§ Supplied material
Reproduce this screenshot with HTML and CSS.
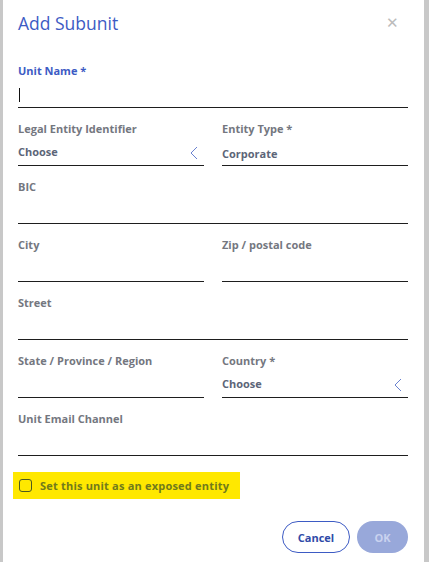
FILE: index.html
```html
<!DOCTYPE html>
<html>
<head>
<meta charset="utf-8">
<link rel="stylesheet" href="styles.css">
</head>
<body>
<div class="dialog">
  <div class="header">
    <h1 class="title">Add Subunit</h1>
    <span class="close">&#x2715;</span>
  </div>
  <div class="form">
    <div class="field full">
      <div class="label active">Unit Name *</div>
      <div class="value"><span class="cursor"></span></div>
    </div>
    <div class="field">
      <div class="label">Legal Entity Identifier</div>
      <div class="value select"><span class="text">Choose</span>
        <svg class="chev" width="8" height="14" viewBox="0 0 8 14"><polyline points="7,1 1,7 7,13" fill="none" stroke="#6a82d0" stroke-width="1"/></svg>
      </div>
    </div>
    <div class="field">
      <div class="label">Entity Type *</div>
      <div class="value"><span class="text low">Corporate</span></div>
    </div>
    <div class="field full">
      <div class="label">BIC</div>
      <div class="value"></div>
    </div>
    <div class="field">
      <div class="label">City</div>
      <div class="value"></div>
    </div>
    <div class="field">
      <div class="label">Zip / postal code</div>
      <div class="value"></div>
    </div>
    <div class="field full">
      <div class="label">Street</div>
      <div class="value"></div>
    </div>
    <div class="field">
      <div class="label">State / Province / Region</div>
      <div class="value"></div>
    </div>
    <div class="field">
      <div class="label">Country *</div>
      <div class="value select"><span class="text">Choose</span>
        <svg class="chev" width="8" height="14" viewBox="0 0 8 14"><polyline points="7,1 1,7 7,13" fill="none" stroke="#6a82d0" stroke-width="1"/></svg>
      </div>
    </div>
    <div class="field full">
      <div class="label">Unit Email Channel</div>
      <div class="value"></div>
    </div>
  </div>
  <div class="check-row">
    <label class="check">
      <span class="box"></span>
      <span class="check-text">Set this unit as an exposed entity</span>
    </label>
  </div>
  <div class="actions">
    <button class="btn cancel">Cancel</button>
    <button class="btn ok">OK</button>
  </div>
</div>
</body>
</html>
```

FILE: styles.css
```css
html, body {
  margin: 0;
  padding: 0;
  height: 100%;
}
body {
  background: #c8c8c8;
  font-family: "Open Sans", "Liberation Sans", sans-serif;
}
.dialog {
  margin: 0 5px 0 3px;
  background: #ffffff;
  height: 562px;
  box-sizing: border-box;
  padding: 0 16px 0 15px;
}
.header {
  height: 63px;
  display: flex;
  justify-content: space-between;
  align-items: flex-start;
}
.title {
  margin: 11px 0 0 0;
  font-size: 17.5px;
  line-height: 24px;
  font-weight: 400;
  color: #3d5bc4;
  letter-spacing: 0;
}
.close {
  margin: 12px 9px 0 0;
  font-size: 15px;
  line-height: 20px;
  color: #bcbcbc;
}
.form {
  display: grid;
  grid-template-columns: 186px 186px;
  column-gap: 18px;
  row-gap: 13px;
}
.field.full {
  grid-column: 1 / 3;
}
.label {
  height: 16px;
  line-height: 16px;
  font-size: 11px;
  font-weight: 700;
  color: #74777f;
  white-space: nowrap;
}
.label.active {
  color: #3d5bc4;
}
.value {
  height: 28px;
  border-bottom: 1px solid #1e1e1e;
  display: flex;
  align-items: center;
  justify-content: space-between;
  box-sizing: content-box;
}
.text {
  font-size: 11px;
  font-weight: 700;
  color: #5c6578;
  line-height: 16px;
  margin-top: 2px;
}
.text.low {
  margin-top: 6px;
}
.chev {
  margin-right: 6px;
  margin-top: 4px;
}
.cursor {
  display: block;
  width: 1px;
  height: 14px;
  background: #111;
  margin-left: 1px;
  margin-top: 3px;
}
.check-row {
  margin-top: 16px;
  margin-left: -5px;
}
.check {
  display: inline-flex;
  align-items: center;
  background: #ffe800;
  width: 227px;
  height: 27px;
  box-sizing: border-box;
  padding-left: 6px;
}
.box {
  width: 11px;
  height: 11px;
  border: 1px solid #4e5a1e;
  border-radius: 3px;
  flex: none;
}
.check-text {
  margin-left: 8px;
  font-size: 11px;
  font-weight: 700;
  color: #707a1c;
  white-space: nowrap;
  letter-spacing: 0.2px;
}
.actions {
  display: flex;
  justify-content: flex-end;
  gap: 7px;
  margin-top: 22px;
}
.btn {
  height: 32px;
  border-radius: 16px;
  font-family: "Open Sans", "Liberation Sans", sans-serif;
  font-size: 11px;
  font-weight: 700;
  padding: 0;
  box-sizing: border-box;
}
.cancel {
  width: 68px;
  background: #ffffff;
  border: 1px solid #3d5bc4;
  color: #2f4aa8;
}
.ok {
  width: 51px;
  background: #98a8da;
  border: none;
  color: #c9d2ef;
}
```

§ What is asked
What is needed is an exact reproduction of the data, pictures excluded.

§ Reply to the task
Reproduce this screenshot with HTML and CSS.
FILE: index.html
```html
<!DOCTYPE html>
<html>
<head>
<meta charset="utf-8">
<link rel="stylesheet" href="styles.css">
</head>
<body>
<div class="dialog">
  <div class="header">
    <h1 class="title">Add Subunit</h1>
    <span class="close">&#x2715;</span>
  </div>
  <div class="form">
    <div class="field full">
      <div class="label active">Unit Name *</div>
      <div class="value"><span class="cursor"></span></div>
    </div>
    <div class="field">
      <div class="label">Legal Entity Identifier</div>
      <div class="value select"><span class="text">Choose</span>
        <svg class="chev" width="8" height="14" viewBox="0 0 8 14"><polyline points="7,1 1,7 7,13" fill="none" stroke="#6a82d0" stroke-width="1"/></svg>
      </div>
    </div>
    <div class="field">
      <div class="label">Entity Type *</div>
      <div class="value"><span class="text low">Corporate</span></div>
    </div>
    <div class="field full">
      <div class="label">BIC</div>
      <div class="value"></div>
    </div>
    <div class="field">
      <div class="label">City</div>
      <div class="value"></div>
    </div>
    <div class="field">
      <div class="label">Zip / postal code</div>
      <div class="value"></div>
    </div>
    <div class="field full">
      <div class="label">Street</div>
      <div class="value"></div>
    </div>
    <div class="field">
      <div class="label">State / Province / Region</div>
      <div class="value"></div>
    </div>
    <div class="field">
      <div class="label">Country *</div>
      <div class="value select"><span class="text">Choose</span>
        <svg class="chev" width="8" height="14" viewBox="0 0 8 14"><polyline points="7,1 1,7 7,13" fill="none" stroke="#6a82d0" stroke-width="1"/></svg>
      </div>
    </div>
    <div class="field full">
      <div class="label">Unit Email Channel</div>
      <div class="value"></div>
    </div>
  </div>
  <div class="check-row">
    <label class="check">
      <span class="box"></span>
      <span class="check-text">Set this unit as an exposed entity</span>
    </label>
  </div>
  <div class="actions">
    <button class="btn cancel">Cancel</button>
    <button class="btn ok">OK</button>
  </div>
</div>
</body>
</html>
```

FILE: styles.css
```css
html, body {
  margin: 0;
  padding: 0;
  height: 100%;
}
body {
  background: #c8c8c8;
  font-family: "Open Sans", "Liberation Sans", sans-serif;
}
.dialog {
  margin: 0 5px 0 3px;
  background: #ffffff;
  height: 562px;
  box-sizing: border-box;
  padding: 0 16px 0 15px;
}
.header {
  height: 63px;
  display: flex;
  justify-content: space-between;
  align-items: flex-start;
}
.title {
  margin: 11px 0 0 0;
  font-size: 17.5px;
  line-height: 24px;
  font-weight: 400;
  color: #3d5bc4;
  letter-spacing: 0;
}
.close {
  margin: 12px 9px 0 0;
  font-size: 15px;
  line-height: 20px;
  color: #bcbcbc;
}
.form {
  display: grid;
  grid-template-columns: 186px 186px;
  column-gap: 18px;
  row-gap: 13px;
}
.field.full {
  grid-column: 1 / 3;
}
.label {
  height: 16px;
  line-height: 16px;
  font-size: 11px;
  font-weight: 700;
  color: #74777f;
  white-space: nowrap;
}
.label.active {
  color: #3d5bc4;
}
.value {
  height: 28px;
  border-bottom: 1px solid #1e1e1e;
  display: flex;
  align-items: center;
  justify-content: space-between;
  box-sizing: content-box;
}
.text {
  font-size: 11px;
  font-weight: 700;
  color: #5c6578;
  line-height: 16px;
  margin-top: 2px;
}
.text.low {
  margin-top: 6px;
}
.chev {
  margin-right: 6px;
  margin-top: 4px;
}
.cursor {
  display: block;
  width: 1px;
  height: 14px;
  background: #111;
  margin-left: 1px;
  margin-top: 3px;
}
.check-row {
  margin-top: 16px;
  margin-left: -5px;
}
.check {
  display: inline-flex;
  align-items: center;
  background: #ffe800;
  width: 227px;
  height: 27px;
  box-sizing: border-box;
  padding-left: 6px;
}
.box {
  width: 11px;
  height: 11px;
  border: 1px solid #4e5a1e;
  border-radius: 3px;
  flex: none;
}
.check-text {
  margin-left: 8px;
  font-size: 11px;
  font-weight: 700;
  color: #707a1c;
  white-space: nowrap;
  letter-spacing: 0.2px;
}
.actions {
  display: flex;
  justify-content: flex-end;
  gap: 7px;
  margin-top: 22px;
}
.btn {
  height: 32px;
  border-radius: 16px;
  font-family: "Open Sans", "Liberation Sans", sans-serif;
  font-size: 11px;
  font-weight: 700;
  padding: 0;
  box-sizing: border-box;
}
.cancel {
  width: 68px;
  background: #ffffff;
  border: 1px solid #3d5bc4;
  color: #2f4aa8;
}
.ok {
  width: 51px;
  background: #98a8da;
  border: none;
  color: #c9d2ef;
}
```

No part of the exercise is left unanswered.